GIVEN TASK:
Return only the lines running from the line that holds "Clone this screenshot" to the line that holds "string; scores: number[];", including both.

──────── PROVIDED INFORMATION

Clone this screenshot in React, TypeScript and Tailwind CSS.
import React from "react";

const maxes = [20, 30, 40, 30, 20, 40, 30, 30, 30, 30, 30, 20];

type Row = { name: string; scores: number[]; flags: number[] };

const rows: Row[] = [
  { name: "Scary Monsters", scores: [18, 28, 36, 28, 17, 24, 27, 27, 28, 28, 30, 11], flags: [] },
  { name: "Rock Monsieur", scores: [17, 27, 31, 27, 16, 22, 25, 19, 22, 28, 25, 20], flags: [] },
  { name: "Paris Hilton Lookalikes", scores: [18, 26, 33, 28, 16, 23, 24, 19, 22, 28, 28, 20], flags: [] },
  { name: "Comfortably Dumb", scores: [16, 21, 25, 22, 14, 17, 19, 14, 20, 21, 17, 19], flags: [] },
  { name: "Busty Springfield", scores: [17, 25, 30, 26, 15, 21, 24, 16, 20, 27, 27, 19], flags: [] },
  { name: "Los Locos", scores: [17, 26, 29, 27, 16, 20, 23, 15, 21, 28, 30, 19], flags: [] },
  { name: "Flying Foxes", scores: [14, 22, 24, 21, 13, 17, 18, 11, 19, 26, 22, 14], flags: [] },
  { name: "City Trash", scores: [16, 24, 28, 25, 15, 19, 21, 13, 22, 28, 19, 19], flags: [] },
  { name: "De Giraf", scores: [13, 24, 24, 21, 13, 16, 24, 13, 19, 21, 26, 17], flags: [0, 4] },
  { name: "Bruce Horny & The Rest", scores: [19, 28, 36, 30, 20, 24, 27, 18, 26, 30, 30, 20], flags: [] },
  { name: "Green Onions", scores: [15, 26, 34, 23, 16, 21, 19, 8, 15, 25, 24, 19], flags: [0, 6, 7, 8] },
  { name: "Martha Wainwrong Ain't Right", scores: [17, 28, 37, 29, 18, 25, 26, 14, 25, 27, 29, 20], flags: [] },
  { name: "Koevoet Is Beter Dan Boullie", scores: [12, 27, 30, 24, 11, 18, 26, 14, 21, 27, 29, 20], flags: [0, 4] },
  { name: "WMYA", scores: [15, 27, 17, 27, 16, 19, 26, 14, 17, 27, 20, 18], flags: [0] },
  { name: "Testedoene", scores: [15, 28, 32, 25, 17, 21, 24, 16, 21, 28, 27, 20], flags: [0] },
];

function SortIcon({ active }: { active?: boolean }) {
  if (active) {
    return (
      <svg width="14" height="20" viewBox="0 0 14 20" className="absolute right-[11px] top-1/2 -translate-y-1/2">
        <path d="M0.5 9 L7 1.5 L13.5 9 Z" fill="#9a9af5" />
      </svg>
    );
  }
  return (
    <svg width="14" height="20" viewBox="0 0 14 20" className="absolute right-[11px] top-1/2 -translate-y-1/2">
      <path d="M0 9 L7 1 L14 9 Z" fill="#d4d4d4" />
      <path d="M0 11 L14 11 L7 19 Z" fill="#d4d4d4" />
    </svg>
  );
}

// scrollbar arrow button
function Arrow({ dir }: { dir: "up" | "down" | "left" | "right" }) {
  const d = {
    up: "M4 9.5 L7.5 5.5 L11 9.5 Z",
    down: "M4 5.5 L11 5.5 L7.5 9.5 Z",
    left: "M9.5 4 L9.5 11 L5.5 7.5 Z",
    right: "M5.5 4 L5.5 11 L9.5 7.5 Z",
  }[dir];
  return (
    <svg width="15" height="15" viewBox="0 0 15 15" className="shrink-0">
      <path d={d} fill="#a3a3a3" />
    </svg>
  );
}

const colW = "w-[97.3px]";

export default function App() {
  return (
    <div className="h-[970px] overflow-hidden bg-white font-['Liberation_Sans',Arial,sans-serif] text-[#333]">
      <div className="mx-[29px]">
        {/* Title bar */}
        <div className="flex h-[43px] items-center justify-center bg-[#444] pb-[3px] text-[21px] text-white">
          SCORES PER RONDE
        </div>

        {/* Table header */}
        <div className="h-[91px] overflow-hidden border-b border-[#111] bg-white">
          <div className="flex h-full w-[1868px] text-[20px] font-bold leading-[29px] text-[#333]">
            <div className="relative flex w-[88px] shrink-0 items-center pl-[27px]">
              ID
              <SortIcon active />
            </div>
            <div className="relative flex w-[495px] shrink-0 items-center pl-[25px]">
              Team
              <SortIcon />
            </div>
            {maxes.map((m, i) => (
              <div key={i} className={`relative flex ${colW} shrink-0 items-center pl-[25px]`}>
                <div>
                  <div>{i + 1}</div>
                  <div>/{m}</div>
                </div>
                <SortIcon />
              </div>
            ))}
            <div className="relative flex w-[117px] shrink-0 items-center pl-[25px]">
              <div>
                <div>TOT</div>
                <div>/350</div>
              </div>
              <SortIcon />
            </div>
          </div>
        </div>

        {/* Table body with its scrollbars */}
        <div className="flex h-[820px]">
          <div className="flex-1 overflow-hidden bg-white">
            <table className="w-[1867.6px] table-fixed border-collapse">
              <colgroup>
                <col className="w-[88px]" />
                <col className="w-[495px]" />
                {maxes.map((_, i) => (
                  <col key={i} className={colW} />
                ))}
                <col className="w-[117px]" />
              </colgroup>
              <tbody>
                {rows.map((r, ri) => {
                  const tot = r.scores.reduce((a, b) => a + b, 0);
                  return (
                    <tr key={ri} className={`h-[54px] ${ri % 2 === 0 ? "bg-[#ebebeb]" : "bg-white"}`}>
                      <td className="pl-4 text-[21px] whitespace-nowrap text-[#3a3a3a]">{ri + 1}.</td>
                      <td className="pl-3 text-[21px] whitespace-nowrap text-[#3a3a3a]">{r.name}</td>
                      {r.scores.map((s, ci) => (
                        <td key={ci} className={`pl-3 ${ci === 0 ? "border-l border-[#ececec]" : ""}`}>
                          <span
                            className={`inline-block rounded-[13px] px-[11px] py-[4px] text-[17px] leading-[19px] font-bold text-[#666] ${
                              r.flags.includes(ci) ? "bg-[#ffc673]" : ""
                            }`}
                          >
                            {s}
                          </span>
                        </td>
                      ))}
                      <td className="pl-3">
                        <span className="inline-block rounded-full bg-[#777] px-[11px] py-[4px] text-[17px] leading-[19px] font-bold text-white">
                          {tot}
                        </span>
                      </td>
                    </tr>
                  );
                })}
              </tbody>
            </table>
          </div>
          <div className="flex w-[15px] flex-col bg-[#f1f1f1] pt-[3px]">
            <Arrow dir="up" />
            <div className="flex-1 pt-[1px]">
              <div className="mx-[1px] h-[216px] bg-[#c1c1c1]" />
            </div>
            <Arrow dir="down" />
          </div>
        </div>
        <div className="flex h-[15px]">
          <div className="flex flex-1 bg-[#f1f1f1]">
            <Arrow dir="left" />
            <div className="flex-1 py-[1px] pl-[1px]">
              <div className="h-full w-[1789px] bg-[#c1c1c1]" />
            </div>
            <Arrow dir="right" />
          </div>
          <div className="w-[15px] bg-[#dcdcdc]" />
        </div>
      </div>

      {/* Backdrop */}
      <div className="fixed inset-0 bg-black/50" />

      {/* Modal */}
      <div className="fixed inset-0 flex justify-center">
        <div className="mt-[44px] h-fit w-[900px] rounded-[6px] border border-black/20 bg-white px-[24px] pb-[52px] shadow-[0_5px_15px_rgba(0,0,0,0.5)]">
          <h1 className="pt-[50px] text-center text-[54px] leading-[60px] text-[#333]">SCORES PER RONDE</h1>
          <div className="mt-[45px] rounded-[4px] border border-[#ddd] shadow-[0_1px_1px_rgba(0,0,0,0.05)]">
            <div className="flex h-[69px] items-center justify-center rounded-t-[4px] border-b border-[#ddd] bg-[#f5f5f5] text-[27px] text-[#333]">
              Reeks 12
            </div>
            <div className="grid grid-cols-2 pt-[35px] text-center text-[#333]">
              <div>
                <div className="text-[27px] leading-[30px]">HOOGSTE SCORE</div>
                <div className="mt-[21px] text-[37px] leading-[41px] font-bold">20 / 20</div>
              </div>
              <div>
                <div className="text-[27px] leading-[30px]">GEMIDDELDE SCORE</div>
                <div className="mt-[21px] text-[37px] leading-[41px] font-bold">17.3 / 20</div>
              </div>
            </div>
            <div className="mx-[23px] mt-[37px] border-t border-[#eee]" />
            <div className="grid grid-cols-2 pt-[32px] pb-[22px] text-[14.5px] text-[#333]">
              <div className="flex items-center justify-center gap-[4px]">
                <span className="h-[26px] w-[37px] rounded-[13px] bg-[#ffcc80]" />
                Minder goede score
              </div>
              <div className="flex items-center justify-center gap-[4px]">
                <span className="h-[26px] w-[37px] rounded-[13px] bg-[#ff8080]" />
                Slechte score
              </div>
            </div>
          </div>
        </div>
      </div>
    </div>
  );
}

────────────────
──────── PROVIDED INFORMATION

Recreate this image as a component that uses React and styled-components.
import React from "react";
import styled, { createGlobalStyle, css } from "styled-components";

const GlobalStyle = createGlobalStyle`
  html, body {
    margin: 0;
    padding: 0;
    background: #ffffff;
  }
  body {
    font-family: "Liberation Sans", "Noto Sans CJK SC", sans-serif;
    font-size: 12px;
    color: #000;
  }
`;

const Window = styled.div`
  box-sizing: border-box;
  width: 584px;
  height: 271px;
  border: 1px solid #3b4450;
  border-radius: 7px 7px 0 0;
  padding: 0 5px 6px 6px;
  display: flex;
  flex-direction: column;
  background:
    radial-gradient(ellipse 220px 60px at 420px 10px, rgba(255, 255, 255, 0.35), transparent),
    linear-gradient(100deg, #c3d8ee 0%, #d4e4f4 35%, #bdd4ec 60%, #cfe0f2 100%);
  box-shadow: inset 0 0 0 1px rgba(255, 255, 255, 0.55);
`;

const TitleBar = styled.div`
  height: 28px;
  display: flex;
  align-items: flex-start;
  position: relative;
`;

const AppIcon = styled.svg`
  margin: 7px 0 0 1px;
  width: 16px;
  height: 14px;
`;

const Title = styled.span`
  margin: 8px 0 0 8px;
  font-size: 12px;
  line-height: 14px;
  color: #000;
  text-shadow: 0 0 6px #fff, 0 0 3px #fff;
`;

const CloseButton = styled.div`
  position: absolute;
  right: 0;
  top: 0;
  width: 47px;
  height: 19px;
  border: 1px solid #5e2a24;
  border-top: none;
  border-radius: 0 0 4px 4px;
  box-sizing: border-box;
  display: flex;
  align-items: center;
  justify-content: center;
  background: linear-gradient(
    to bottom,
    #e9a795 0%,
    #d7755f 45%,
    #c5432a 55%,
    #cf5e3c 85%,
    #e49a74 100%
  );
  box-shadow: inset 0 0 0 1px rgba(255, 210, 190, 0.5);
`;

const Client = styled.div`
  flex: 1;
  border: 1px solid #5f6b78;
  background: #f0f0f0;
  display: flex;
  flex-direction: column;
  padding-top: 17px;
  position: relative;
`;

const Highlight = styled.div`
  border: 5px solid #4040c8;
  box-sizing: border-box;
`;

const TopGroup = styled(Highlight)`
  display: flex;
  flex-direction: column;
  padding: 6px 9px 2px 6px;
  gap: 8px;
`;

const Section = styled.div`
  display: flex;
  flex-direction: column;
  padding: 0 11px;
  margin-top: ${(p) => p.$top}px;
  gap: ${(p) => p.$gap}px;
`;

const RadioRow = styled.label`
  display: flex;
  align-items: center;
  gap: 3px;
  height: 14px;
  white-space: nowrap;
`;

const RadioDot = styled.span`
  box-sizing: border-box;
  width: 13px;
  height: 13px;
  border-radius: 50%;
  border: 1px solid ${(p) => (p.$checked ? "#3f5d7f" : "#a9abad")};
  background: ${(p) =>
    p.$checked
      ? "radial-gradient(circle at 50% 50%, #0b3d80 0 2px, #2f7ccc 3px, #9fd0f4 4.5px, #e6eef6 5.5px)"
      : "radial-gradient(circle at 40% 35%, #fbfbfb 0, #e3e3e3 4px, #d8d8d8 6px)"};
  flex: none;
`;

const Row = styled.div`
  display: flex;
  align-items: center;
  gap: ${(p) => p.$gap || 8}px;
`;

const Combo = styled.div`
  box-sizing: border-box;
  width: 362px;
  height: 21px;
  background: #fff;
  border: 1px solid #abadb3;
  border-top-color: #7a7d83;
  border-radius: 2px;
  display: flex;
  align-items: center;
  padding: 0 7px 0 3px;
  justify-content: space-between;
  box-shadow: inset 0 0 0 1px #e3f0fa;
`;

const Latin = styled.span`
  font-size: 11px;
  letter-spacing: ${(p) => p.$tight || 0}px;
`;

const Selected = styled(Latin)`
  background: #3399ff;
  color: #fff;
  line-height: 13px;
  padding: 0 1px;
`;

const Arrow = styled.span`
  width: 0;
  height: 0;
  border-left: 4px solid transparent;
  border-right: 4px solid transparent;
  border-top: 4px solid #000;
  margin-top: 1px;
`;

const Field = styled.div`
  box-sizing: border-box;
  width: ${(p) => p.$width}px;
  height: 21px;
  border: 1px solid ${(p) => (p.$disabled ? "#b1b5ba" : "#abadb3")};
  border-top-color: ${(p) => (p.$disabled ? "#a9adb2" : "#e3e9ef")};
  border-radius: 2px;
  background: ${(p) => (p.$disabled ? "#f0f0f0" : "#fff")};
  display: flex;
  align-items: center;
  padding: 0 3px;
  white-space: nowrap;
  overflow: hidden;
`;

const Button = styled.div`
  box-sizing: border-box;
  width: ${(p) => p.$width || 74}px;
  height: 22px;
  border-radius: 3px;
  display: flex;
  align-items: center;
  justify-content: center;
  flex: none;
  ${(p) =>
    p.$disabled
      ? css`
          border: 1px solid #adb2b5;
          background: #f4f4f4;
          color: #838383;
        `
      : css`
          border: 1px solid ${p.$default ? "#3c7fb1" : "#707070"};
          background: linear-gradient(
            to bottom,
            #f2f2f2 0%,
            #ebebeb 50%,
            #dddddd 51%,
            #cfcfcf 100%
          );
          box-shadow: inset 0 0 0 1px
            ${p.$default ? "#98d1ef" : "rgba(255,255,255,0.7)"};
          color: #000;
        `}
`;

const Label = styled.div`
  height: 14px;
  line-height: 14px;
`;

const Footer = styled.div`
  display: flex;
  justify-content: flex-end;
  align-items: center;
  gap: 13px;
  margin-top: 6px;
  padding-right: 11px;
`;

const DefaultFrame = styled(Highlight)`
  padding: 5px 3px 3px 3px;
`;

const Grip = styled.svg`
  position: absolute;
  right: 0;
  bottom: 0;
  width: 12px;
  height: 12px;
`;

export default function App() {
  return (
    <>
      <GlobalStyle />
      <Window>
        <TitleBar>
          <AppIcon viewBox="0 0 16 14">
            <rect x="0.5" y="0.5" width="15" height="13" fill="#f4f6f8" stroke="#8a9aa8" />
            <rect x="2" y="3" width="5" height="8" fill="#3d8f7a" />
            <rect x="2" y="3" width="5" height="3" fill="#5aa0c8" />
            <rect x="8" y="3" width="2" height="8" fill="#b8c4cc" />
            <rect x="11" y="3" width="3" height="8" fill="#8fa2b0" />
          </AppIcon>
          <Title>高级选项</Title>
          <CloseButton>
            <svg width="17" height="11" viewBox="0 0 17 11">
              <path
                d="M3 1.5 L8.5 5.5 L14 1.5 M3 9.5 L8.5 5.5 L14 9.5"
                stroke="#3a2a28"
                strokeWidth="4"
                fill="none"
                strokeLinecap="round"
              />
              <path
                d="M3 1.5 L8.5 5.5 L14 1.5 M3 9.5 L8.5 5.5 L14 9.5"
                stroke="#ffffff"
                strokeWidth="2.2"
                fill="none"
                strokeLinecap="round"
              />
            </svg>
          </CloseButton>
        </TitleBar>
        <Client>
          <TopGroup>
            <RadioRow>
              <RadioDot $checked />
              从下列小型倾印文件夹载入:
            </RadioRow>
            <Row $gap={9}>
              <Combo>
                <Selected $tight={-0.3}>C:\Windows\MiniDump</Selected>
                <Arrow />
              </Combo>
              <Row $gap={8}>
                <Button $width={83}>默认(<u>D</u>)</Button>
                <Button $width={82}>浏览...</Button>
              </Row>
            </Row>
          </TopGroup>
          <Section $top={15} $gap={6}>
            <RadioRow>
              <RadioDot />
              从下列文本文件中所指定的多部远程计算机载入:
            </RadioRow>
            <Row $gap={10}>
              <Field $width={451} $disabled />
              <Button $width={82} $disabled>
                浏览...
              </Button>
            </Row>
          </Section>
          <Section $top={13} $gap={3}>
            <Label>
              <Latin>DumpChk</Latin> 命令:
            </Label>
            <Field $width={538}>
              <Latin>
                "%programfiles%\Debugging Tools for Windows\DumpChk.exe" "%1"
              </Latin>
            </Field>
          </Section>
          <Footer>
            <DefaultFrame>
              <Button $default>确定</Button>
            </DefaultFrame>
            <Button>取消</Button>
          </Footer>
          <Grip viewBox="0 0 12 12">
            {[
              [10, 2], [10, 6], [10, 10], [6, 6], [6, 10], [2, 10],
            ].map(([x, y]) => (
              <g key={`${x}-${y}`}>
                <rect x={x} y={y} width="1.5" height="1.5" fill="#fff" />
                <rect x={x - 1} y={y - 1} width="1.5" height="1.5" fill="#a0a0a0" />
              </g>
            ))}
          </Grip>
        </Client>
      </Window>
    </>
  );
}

────────────────

OUTPUT:
Clone this screenshot in React, TypeScript and Tailwind CSS.
import React from "react";

const maxes = [20, 30, 40, 30, 20, 40, 30, 30, 30, 30, 30, 20];

type Row = { name: string; scores: number[]; flags: number[] };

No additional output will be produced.